▸ WRITTEN INSTRUCTION: Extract each line where the string "this" shows up.
──────────────────────────────
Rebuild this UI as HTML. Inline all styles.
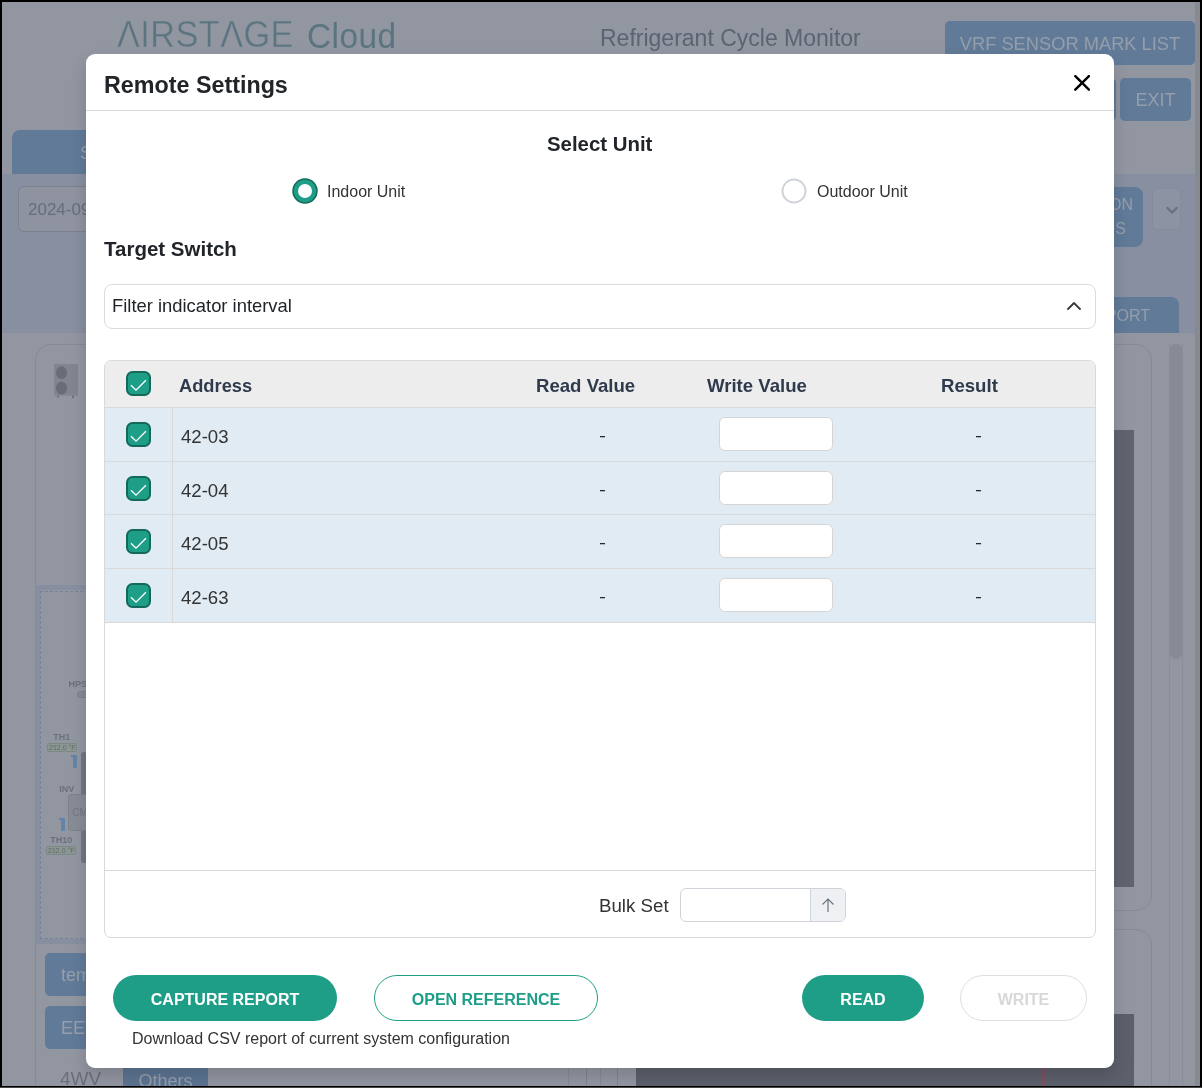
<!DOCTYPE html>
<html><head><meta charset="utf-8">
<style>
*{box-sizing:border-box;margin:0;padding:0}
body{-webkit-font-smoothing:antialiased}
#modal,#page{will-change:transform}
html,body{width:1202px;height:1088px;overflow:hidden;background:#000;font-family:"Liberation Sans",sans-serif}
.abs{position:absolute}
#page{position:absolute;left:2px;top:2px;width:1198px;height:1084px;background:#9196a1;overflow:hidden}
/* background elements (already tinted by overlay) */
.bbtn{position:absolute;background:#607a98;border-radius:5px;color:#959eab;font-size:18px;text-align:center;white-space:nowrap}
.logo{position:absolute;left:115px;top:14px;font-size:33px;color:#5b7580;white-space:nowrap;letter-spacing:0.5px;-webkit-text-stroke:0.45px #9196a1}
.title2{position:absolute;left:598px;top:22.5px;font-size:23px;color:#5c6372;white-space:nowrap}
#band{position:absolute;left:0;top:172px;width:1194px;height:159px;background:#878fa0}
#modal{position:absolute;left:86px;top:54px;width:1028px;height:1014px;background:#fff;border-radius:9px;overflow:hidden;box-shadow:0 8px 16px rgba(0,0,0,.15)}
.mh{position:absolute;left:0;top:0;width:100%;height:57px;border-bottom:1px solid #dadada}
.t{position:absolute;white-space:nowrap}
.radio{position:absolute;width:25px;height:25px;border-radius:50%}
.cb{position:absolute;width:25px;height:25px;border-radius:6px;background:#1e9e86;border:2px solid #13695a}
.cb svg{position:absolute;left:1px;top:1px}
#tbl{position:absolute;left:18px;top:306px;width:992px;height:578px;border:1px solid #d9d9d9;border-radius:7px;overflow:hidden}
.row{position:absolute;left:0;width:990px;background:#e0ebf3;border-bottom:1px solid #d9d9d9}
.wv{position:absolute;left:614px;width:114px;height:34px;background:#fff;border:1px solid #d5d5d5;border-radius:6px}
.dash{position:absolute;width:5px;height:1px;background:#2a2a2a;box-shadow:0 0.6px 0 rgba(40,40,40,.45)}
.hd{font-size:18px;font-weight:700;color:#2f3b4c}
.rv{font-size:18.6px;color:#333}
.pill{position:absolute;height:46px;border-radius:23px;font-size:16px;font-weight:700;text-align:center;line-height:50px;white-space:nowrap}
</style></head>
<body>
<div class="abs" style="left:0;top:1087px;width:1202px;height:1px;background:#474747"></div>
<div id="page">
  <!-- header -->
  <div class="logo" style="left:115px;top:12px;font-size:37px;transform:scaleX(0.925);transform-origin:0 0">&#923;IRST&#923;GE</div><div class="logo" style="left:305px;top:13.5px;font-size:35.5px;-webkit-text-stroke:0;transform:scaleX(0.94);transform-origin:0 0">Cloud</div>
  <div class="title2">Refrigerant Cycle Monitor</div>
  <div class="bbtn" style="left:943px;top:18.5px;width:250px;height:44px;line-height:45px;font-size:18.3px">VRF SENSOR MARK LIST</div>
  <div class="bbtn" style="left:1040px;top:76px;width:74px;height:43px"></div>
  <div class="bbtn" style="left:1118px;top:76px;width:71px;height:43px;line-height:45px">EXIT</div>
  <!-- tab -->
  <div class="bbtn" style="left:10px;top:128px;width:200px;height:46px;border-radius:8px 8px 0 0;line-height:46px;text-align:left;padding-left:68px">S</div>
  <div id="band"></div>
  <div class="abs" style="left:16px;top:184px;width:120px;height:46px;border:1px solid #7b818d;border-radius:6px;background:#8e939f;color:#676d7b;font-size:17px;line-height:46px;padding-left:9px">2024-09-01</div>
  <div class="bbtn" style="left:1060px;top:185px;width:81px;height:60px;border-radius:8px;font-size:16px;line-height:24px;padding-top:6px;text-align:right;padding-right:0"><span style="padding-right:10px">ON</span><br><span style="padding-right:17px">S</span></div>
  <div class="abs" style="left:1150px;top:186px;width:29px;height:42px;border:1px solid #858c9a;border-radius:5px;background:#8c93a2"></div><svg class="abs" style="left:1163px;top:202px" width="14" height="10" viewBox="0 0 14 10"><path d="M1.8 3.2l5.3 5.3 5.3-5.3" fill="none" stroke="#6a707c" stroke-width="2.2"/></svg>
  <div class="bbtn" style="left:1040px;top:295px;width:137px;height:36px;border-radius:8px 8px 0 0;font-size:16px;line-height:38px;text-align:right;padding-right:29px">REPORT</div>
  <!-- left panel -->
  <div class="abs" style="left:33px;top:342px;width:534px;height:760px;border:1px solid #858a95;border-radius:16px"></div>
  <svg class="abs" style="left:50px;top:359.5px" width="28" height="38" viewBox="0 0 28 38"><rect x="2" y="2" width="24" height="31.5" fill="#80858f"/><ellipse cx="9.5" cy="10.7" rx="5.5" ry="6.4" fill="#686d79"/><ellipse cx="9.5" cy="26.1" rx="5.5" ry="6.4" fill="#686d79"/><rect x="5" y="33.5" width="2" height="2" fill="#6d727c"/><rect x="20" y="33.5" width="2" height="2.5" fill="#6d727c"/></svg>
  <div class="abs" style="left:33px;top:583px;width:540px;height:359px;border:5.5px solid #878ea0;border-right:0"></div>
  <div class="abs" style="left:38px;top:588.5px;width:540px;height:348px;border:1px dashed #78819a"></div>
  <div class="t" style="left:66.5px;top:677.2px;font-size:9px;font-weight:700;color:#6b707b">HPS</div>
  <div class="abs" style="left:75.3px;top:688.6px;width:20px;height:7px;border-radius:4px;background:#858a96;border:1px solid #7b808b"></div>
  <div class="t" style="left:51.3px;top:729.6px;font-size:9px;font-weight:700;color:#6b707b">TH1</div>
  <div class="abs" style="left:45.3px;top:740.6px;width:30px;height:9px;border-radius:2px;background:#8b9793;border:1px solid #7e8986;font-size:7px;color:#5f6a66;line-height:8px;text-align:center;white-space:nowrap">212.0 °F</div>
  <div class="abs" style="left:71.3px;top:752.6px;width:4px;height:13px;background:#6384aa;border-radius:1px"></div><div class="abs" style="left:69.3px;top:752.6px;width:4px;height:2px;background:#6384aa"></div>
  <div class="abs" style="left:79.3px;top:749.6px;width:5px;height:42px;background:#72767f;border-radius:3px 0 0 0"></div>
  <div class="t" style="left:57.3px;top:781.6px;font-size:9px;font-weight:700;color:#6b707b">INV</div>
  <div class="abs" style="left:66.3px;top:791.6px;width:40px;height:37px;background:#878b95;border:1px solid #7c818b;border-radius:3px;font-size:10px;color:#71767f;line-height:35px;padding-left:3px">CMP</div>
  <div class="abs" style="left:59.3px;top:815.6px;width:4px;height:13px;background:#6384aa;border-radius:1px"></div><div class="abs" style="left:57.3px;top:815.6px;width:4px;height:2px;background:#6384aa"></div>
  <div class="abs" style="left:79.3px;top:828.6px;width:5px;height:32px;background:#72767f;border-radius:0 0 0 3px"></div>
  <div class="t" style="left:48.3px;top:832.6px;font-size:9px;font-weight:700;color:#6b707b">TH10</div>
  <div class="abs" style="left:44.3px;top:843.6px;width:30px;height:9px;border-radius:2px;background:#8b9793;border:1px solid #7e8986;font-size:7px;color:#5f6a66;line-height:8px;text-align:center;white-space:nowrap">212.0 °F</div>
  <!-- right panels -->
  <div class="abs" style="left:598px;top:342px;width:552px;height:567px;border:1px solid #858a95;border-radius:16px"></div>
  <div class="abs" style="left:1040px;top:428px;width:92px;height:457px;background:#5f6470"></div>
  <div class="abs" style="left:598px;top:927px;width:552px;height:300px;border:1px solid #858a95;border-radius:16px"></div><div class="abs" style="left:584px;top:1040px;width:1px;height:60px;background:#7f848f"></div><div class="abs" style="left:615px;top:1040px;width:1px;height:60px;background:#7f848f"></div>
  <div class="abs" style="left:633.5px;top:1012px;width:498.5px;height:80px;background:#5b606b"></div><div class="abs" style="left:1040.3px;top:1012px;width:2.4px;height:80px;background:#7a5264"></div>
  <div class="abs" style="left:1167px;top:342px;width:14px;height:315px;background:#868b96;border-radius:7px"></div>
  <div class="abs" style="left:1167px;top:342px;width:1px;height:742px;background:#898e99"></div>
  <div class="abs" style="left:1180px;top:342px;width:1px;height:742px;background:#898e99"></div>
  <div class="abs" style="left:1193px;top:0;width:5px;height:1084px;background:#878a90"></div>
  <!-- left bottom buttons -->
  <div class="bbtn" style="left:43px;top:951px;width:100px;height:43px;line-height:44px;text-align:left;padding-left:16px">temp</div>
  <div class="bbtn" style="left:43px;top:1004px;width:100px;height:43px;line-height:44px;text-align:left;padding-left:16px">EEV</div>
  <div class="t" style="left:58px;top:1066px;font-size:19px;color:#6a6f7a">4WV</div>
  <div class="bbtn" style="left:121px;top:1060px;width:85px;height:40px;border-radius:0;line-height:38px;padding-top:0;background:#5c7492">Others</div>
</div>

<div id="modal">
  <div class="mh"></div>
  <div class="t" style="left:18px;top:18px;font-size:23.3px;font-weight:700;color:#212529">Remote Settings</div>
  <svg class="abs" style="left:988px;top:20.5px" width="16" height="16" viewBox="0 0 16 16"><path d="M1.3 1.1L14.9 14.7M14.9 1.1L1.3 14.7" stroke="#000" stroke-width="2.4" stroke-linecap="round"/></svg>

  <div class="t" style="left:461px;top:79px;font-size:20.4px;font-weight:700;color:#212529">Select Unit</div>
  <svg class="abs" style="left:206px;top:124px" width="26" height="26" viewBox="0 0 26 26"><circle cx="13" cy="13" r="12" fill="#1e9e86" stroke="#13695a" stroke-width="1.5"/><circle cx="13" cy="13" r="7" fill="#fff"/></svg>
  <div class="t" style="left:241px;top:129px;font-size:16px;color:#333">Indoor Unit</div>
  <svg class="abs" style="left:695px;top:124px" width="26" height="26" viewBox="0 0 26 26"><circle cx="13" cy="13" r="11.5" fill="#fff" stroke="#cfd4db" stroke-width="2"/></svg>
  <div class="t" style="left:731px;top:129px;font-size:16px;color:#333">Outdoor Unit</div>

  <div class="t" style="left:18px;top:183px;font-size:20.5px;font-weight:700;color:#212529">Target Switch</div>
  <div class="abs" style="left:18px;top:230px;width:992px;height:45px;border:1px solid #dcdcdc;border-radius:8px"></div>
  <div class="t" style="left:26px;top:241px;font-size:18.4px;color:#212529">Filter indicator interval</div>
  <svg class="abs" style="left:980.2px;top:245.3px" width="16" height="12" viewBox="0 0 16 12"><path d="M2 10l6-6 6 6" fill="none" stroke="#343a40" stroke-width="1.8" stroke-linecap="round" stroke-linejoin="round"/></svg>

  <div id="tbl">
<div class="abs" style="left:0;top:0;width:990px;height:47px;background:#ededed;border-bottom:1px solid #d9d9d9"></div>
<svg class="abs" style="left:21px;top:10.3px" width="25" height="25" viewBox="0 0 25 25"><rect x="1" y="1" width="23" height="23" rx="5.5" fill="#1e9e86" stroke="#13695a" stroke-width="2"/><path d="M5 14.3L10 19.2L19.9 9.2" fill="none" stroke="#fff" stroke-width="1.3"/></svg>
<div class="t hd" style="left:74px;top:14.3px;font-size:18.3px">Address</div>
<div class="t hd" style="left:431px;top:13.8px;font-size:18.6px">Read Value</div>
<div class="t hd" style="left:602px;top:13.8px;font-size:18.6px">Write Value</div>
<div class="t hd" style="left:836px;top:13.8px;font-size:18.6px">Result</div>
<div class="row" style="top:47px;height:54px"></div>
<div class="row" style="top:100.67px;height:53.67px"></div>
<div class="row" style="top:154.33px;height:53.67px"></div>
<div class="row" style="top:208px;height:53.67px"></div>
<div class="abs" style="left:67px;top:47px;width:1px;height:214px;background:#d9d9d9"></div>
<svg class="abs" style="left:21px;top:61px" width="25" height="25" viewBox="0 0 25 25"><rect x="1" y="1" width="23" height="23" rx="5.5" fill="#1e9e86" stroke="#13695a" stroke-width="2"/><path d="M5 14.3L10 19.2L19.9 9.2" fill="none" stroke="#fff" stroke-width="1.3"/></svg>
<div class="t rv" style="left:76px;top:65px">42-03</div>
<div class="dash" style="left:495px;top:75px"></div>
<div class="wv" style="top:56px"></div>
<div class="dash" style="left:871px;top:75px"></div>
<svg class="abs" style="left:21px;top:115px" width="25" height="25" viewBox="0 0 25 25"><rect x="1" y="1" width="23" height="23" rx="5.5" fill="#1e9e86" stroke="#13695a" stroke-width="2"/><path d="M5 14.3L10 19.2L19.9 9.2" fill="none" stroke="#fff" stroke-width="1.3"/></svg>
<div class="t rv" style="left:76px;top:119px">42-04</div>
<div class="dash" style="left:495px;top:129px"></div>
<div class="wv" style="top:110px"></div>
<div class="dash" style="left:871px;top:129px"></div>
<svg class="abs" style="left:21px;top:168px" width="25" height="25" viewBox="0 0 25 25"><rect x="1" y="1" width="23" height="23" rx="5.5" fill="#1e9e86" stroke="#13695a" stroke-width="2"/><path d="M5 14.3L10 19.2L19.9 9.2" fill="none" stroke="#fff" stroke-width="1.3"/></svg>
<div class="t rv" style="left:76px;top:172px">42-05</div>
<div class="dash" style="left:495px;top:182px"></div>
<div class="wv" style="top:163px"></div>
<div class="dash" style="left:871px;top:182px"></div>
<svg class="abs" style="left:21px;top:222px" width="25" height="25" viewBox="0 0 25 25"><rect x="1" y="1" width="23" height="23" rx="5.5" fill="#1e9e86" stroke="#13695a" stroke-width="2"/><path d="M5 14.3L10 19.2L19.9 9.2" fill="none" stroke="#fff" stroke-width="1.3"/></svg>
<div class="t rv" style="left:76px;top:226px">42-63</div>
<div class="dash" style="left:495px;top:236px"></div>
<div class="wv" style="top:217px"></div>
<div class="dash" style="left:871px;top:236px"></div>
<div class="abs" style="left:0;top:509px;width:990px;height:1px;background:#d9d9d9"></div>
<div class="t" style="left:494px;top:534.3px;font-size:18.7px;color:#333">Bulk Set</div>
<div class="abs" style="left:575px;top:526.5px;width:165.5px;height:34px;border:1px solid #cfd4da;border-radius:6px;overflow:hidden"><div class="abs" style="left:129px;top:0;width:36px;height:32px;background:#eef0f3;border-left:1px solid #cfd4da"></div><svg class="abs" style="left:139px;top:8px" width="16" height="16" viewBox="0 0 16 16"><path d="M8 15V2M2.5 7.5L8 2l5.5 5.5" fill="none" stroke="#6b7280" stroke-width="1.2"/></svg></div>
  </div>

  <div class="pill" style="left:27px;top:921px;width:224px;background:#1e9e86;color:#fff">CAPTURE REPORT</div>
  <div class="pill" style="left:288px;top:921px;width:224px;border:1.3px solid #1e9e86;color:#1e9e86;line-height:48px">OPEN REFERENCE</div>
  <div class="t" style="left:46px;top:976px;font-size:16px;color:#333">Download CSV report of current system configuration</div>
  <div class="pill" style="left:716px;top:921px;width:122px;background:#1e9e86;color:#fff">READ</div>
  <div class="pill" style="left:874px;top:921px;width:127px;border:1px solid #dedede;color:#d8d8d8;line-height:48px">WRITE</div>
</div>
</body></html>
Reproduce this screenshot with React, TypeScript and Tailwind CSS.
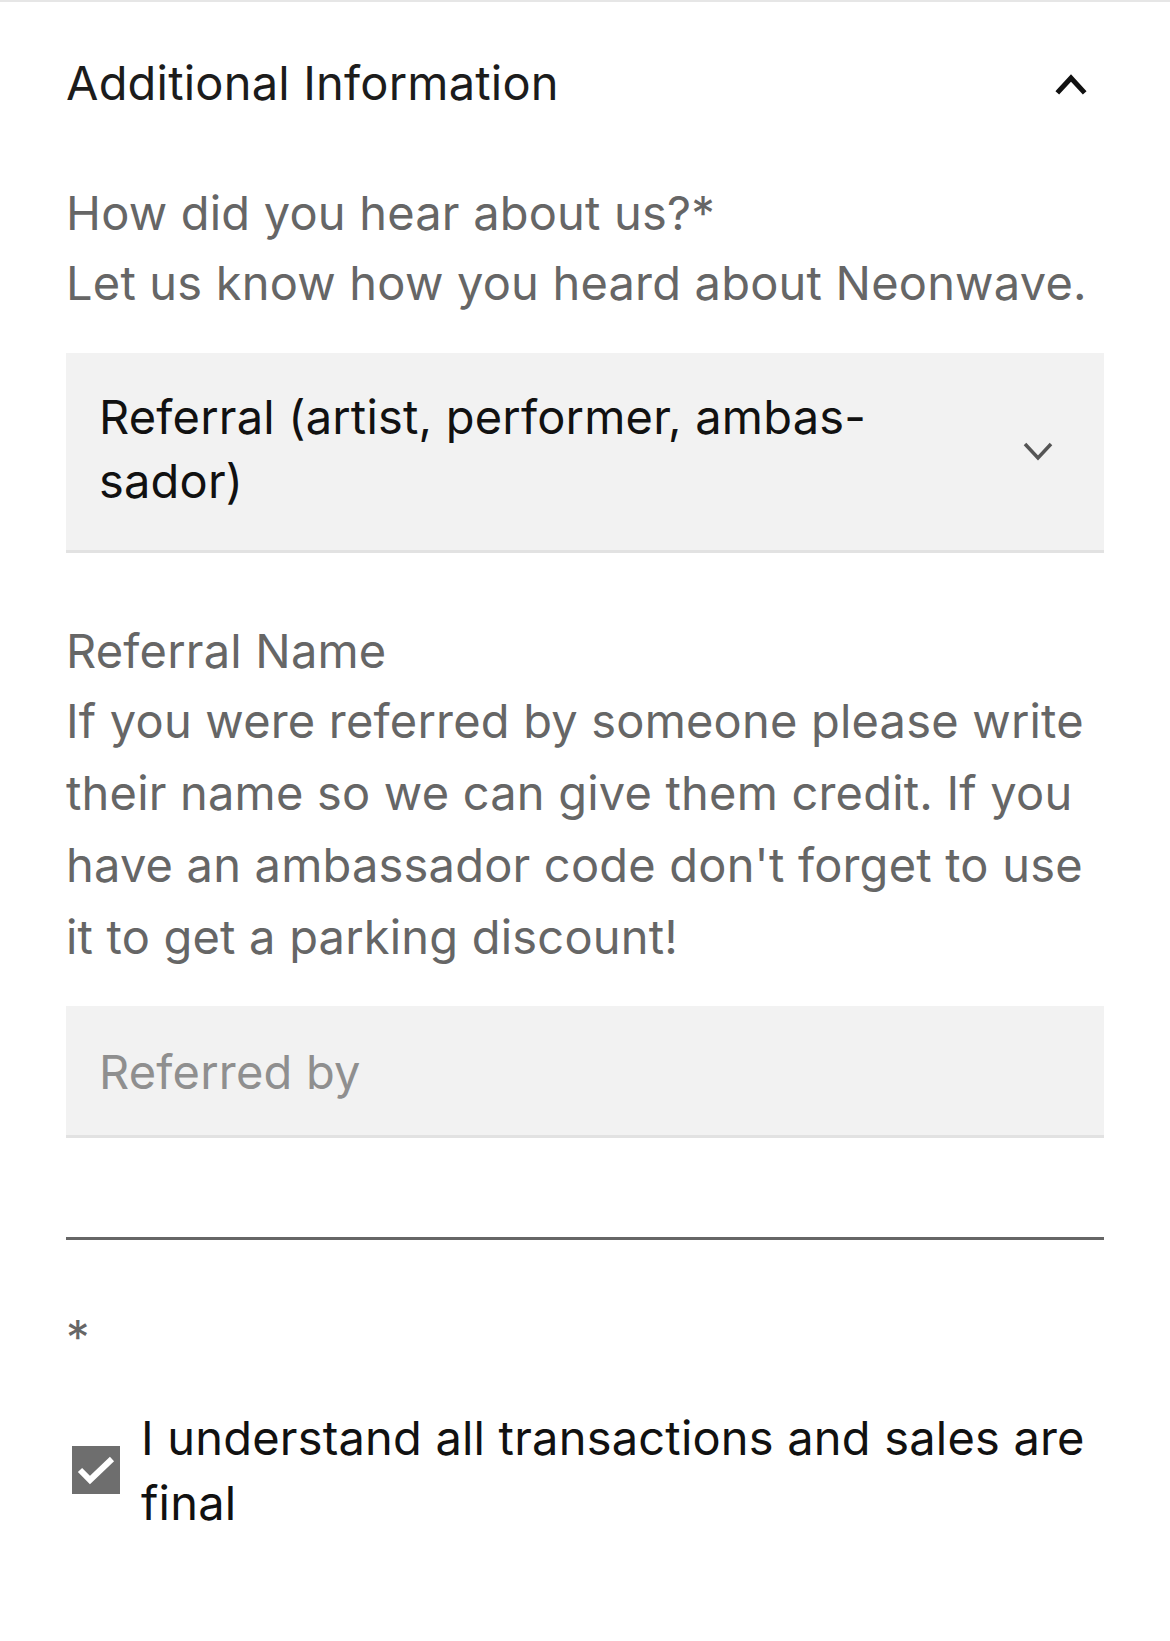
──────────────────────────────
▸ WRITTEN SOLUTION:
Rebuild this UI as HTML. Inline all styles.
Reproduce this screenshot with React, TypeScript and Tailwind CSS.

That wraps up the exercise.